In Melendez-Diaz and Bullcoming, the view of the latter four (plus the one) prevailed. The analysts (drug and blood alcohol, respectively) had to come to court, testify, and be cross-examined about the tests they performed; otherwise, the results could not be used. This was a fairly clear rule… until Williams, in which a DNA expert was allowed to testify to the results of a test that she did not do herself.
Here, the other four justices wrote a non-controlling plurality opinion, holding that the DNA test was being admitted not as evidence of the defendant’s guilt, but only as the basis for the expert’s opinion. The five remaining justices thought this justification was nonsense: of course the DNA test was being treated as substantive evidence against the defendant. But because Justice Thomas also wrote separately that the DNA test was not “formalized testimonial material”, the result was that five justices held that the analysis was admissible. So, with no controlling justification coming out of Williams, the state of the law is extremely confusing.
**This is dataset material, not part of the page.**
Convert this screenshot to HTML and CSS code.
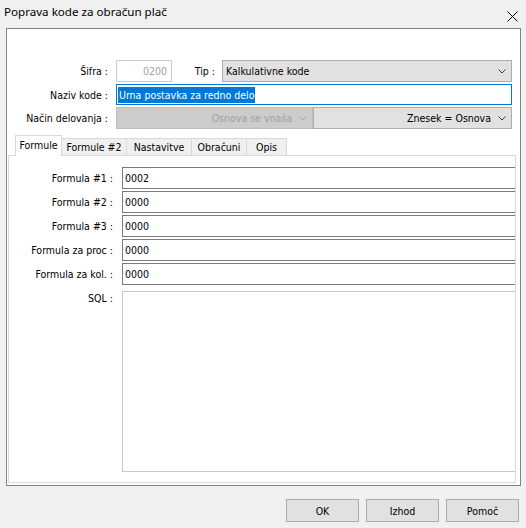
FILE: index.html
```html
<!DOCTYPE html>
<html lang="sl">
<head>
  <meta charset="UTF-8" />
  <title>Poprava kode za obračun plač</title>
  <link rel="stylesheet" href="styles.css">
</head>
<body>
<div class="window">
  <div class="titlebar">
    <span class="title">Poprava kode za obračun plač</span>
    <svg class="close" width="11" height="11" viewBox="0 0 11 11"><path d="M0.5 0.5L10.5 10.5M10.5 0.5L0.5 10.5" stroke="#000" stroke-width="1" fill="none"/></svg>
  </div>

  <div class="frame">
    <div class="head">
      <span class="lbl">Šifra :</span>
      <div class="line">
        <div class="edit off num">0200</div>
        <span class="lbl tip">Tip :</span>
        <div class="combo grow">
          <span class="val">Kalkulativne kode</span>
          <svg class="chev" width="8" height="5" viewBox="0 0 8 5"><polyline points="0.5,0.5 4,4 7.5,0.5" fill="none" stroke="#404040"/></svg>
        </div>
      </div>

      <span class="lbl">Naziv kode :</span>
      <div class="edit focus"><span class="sel">Urna postavka za redno delo</span></div>

      <span class="lbl">Način delovanja :</span>
      <div class="line">
        <div class="combo off right half">
          <span class="val">Osnova se vnaša</span>
          <svg class="chev" width="8" height="5" viewBox="0 0 8 5"><polyline points="0.5,0.5 4,4 7.5,0.5" fill="none" stroke="#a8a8a8"/></svg>
        </div>
        <div class="combo right grow">
          <span class="val">Znesek = Osnova</span>
          <svg class="chev" width="8" height="5" viewBox="0 0 8 5"><polyline points="0.5,0.5 4,4 7.5,0.5" fill="none" stroke="#404040"/></svg>
        </div>
      </div>
    </div>

    <div class="tabs">
      <div class="tab active w1">Formule</div>
      <div class="tab w2">Formule #2</div>
      <div class="tab w3">Nastavitve</div>
      <div class="tab w4">Obračuni</div>
      <div class="tab w5">Opis</div>
    </div>

    <div class="page">
      <div class="fields">
        <span class="lbl">Formula #1 :</span><div class="edit dark">0002</div>
        <span class="lbl">Formula #2 :</span><div class="edit dark">0000</div>
        <span class="lbl">Formula #3 :</span><div class="edit dark">0000</div>
        <span class="lbl">Formula za proc :</span><div class="edit dark">0000</div>
        <span class="lbl">Formula za kol. :</span><div class="edit dark">0000</div>
        <span class="lbl top">SQL :</span><div class="memo"></div>
      </div>
    </div>
  </div>

  <div class="buttons">
    <button class="btn">OK</button>
    <button class="btn">Izhod</button>
    <button class="btn">Pomoč</button>
  </div>
</div>
</body>
</html>
```

FILE: styles.css
```css
body{margin:0;background:#f0f0f0;font:10.5px "DejaVu Sans Condensed","Liberation Sans",Arial,sans-serif;color:#000;}
.window{width:526px;height:528px;display:flex;flex-direction:column;}

/* title bar */
.titlebar{height:28px;display:flex;align-items:flex-start;box-sizing:border-box;padding:4px 0 0 4px;}
.title{font:11.6px "Noto Sans","Liberation Sans",sans-serif;line-height:16px;}
.close{margin:7px 8px 0 auto;}

/* sunken frame with the form */
.frame{width:515px;height:458px;margin-left:6px;box-sizing:border-box;border:1px solid #828282;background:#fff;display:flex;flex-direction:column;}
.head{display:grid;grid-template-columns:101px 1fr;grid-template-rows:22px 21px 22px;column-gap:8px;row-gap:2px;padding:31px 8px 0 0;}
.lbl{display:flex;align-items:center;justify-content:flex-end;white-space:nowrap;}
.lbl.top{align-items:flex-start;padding-top:5px;}
.line{display:flex;}
.grow{flex:1;}
.tip{width:50px;padding-right:7px;box-sizing:border-box;}

.edit{box-sizing:border-box;border:1px solid #7a7a7a;background:#fff;display:flex;align-items:center;padding-left:2px;white-space:nowrap;}
.edit.off{border-color:#cccccc;color:#a0a0a0;}
.edit.num{width:56px;justify-content:flex-end;padding:0 4px 0 0;}
.edit.focus{border-color:#0078d7;padding-left:1px;}
.sel{background:#0078d7;color:#fff;line-height:16px;padding:0 1px;}
.edit.dark{border-right:none;}

.combo{box-sizing:border-box;border:1px solid #adadad;background:#e1e1e1;display:flex;align-items:center;padding:0 5px 0 3px;white-space:nowrap;}
.combo .val{flex:1;}
.combo.right .val{text-align:right;margin-right:7px;}
.combo.off{background:#cccccc;border-color:#bfbfbf;color:#a0a0a0;}
.half{width:197px;}
.chev{flex:none;}

/* tab strip */
.tabs{display:flex;align-items:flex-end;height:20px;margin-top:6px;padding-left:8px;}
.tab{box-sizing:border-box;height:17px;border:1px solid #d9d9d9;border-bottom:none;background:#f0f0f0;display:flex;align-items:center;justify-content:center;margin-left:-1px;}
.tab.active{height:21px;margin-left:0;margin-bottom:-1px;background:#fff;position:relative;z-index:1;padding-bottom:3px;}
.w1{width:47px;}
.w2{width:66px;}
.w3{width:66px;}
.w4{width:56px;}
.w5{width:41px;}

.page{flex:1;margin:0 4px 2px 1px;border:1px solid #d9d9d9;display:flex;flex-direction:column;}
.fields{flex:1;display:grid;grid-template-columns:104px 1fr;grid-template-rows:repeat(5,22px) 1fr;column-gap:9px;row-gap:2px;padding:11px 0 10px 0;}
.fields .memo{margin-top:4px;border:1px solid #c8c8c8;border-right:none;background:#fff;}

/* dialog buttons */
.buttons{display:flex;justify-content:flex-end;gap:7px;padding:13px 7px 0 0;}
.btn{width:73px;height:23px;font:10.5px "DejaVu Sans Condensed","Liberation Sans",Arial,sans-serif;background:#e1e1e1;border:1px solid #adadad;padding:0;color:#000;}
```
With this backdrop, the North Carolina Supreme Court concluded its term last month with seven decisions about drug analysis. The justices on this court are also closely divided on the issue, 4-3. But the controlling opinion (in the lead case, Ortiz-Zape) was that an independent expert could “present an independent opinion obtained through his or her own analysis [as long as it was] not merely ‘surrogate testimony’ parroting otherwise inadmissible statements.” (The other opinions can be found here.)
As a result, in most of the seven cases the NC Supreme Court looked at, the expert’s testimony was permitted, even though the testimony described the results of tests that the expert did not perform him- or herself. According to the majority, the defense has the right to cross-examine this witness, and this would include establishing, for example, that the witness did not actually run the test, and is only assuming that another analyst did the test correctly. As long as the witness engages in this rhetorical dance (giving an “independent opinion” assuming the tests were done correctly), the results of the test may be described as the basis for the expert’s opinion.
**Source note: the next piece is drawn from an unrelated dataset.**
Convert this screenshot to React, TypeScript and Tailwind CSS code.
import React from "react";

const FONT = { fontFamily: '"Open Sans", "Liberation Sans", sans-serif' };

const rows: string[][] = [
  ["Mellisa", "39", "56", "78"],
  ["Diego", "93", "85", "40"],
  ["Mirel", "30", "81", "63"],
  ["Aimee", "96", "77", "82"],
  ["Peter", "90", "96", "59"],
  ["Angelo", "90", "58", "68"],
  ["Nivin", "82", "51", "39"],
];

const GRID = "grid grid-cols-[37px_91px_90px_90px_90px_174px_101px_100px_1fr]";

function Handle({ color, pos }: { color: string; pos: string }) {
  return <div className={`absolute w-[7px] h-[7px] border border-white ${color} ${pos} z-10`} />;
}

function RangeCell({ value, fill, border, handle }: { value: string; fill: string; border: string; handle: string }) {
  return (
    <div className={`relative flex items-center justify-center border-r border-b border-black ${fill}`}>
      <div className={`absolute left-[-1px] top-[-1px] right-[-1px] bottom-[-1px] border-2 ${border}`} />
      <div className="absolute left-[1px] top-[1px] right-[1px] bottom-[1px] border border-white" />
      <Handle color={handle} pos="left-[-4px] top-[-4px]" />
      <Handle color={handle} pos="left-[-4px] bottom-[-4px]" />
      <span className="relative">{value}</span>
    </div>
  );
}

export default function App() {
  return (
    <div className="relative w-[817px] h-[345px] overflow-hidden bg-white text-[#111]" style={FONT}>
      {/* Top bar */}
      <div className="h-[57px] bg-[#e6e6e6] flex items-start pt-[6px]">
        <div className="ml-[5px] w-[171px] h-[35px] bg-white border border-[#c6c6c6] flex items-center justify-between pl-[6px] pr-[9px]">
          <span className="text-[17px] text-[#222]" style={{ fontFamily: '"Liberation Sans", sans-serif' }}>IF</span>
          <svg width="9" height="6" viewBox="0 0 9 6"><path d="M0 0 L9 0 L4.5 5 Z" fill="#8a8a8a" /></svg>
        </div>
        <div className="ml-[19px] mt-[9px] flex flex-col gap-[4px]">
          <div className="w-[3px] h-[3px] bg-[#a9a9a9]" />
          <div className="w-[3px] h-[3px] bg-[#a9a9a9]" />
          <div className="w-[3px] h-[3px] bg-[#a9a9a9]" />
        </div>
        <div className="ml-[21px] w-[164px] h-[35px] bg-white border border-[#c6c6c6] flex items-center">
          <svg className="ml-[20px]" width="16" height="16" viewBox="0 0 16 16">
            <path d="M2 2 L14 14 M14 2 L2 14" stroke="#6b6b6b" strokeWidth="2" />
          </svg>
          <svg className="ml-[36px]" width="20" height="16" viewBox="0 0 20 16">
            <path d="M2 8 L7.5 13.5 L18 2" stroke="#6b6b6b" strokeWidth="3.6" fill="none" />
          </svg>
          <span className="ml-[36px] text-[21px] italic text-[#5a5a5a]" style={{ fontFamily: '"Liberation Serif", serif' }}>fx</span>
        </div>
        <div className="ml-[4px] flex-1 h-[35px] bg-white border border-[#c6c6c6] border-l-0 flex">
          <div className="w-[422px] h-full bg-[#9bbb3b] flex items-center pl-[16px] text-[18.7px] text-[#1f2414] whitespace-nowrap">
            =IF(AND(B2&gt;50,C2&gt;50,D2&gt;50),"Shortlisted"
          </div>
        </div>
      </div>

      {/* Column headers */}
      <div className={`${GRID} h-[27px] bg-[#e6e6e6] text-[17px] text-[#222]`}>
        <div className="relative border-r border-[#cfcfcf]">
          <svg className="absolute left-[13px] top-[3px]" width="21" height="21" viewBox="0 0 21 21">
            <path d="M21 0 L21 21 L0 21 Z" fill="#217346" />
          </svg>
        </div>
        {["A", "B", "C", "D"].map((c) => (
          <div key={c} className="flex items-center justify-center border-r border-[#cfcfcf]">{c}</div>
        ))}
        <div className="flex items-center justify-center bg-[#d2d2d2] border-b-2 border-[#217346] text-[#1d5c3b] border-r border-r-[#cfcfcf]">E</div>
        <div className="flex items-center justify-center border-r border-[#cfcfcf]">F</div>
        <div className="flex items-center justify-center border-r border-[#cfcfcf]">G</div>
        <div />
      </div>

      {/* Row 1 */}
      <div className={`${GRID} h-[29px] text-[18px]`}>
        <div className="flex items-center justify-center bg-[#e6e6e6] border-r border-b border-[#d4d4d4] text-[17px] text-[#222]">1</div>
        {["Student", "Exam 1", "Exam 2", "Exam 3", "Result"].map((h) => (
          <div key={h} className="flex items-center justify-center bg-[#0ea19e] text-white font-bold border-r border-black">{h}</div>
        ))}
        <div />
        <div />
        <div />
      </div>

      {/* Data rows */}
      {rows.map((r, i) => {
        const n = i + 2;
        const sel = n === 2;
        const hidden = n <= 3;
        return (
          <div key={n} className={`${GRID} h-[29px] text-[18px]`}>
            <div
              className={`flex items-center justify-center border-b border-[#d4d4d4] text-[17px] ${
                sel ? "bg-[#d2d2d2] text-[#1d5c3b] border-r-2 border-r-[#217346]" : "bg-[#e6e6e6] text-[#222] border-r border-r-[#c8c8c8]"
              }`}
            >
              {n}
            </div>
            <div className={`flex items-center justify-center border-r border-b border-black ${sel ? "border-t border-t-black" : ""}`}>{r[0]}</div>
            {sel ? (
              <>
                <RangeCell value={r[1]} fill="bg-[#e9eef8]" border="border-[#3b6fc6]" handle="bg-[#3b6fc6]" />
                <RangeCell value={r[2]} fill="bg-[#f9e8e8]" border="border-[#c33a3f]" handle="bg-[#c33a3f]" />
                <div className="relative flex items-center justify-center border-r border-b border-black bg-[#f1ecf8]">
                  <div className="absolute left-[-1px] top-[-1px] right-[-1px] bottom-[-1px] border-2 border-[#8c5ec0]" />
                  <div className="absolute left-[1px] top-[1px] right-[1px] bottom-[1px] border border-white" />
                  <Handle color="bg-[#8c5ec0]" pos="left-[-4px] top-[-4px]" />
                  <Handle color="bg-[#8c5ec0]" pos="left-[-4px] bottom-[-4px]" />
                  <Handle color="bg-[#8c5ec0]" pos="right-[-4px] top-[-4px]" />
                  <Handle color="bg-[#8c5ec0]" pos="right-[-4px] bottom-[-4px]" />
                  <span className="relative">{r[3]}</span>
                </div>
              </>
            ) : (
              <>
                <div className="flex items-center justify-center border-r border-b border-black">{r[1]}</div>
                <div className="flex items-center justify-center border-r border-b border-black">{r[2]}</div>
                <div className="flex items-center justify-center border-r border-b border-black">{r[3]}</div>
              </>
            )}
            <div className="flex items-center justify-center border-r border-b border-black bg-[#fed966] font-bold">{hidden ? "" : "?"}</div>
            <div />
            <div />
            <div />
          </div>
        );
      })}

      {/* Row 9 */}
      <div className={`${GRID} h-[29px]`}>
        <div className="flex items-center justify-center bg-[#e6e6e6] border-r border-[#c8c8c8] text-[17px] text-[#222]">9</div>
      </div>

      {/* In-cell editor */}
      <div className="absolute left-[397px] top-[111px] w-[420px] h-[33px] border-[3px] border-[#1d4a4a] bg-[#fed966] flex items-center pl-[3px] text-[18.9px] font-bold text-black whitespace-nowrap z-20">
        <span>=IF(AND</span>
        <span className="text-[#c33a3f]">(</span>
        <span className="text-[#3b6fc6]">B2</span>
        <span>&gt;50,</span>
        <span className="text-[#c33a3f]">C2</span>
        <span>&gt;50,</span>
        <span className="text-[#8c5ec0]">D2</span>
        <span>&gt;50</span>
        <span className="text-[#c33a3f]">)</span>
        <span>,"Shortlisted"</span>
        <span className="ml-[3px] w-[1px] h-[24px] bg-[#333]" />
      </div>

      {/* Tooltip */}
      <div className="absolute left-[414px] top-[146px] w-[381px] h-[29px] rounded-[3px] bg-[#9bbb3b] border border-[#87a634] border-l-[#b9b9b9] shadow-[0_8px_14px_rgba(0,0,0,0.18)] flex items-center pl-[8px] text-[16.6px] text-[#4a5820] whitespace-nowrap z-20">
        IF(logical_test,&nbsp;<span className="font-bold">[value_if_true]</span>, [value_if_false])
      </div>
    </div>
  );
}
This reasoning aligns with the four-justice plurality in Williams. But would five justices of the US Supreme Court buy it? I think this is unclear, but my opinion is, probably not. In my view, the NC cases are unlike Williams, in part because the drug analyses were done specifically for proving the guilt of a specific defendant. By contrast, in Williams, the plurality noted (in an alternative holding) that the original DNA profile was generated without a specific suspect in mind; the potential for misconduct is much less in such a situation. This angle also seemed to influence Justice Thomas’s holding that the original DNA profile was not a “formalized testimonial” statement.
Similar stories are playing out in each jurisdiction across the country right now. For now, the state of the law in North Carolina is that an expert scientific witness can give an “independent opinion” based on tests done by other analysts, even if those analysts do not come to court and present their results.
Emphasis on “for now.” Eventually, the U.S. Supreme Court will have to address these questions again. I think that they will be confronted with issues like this for years to come.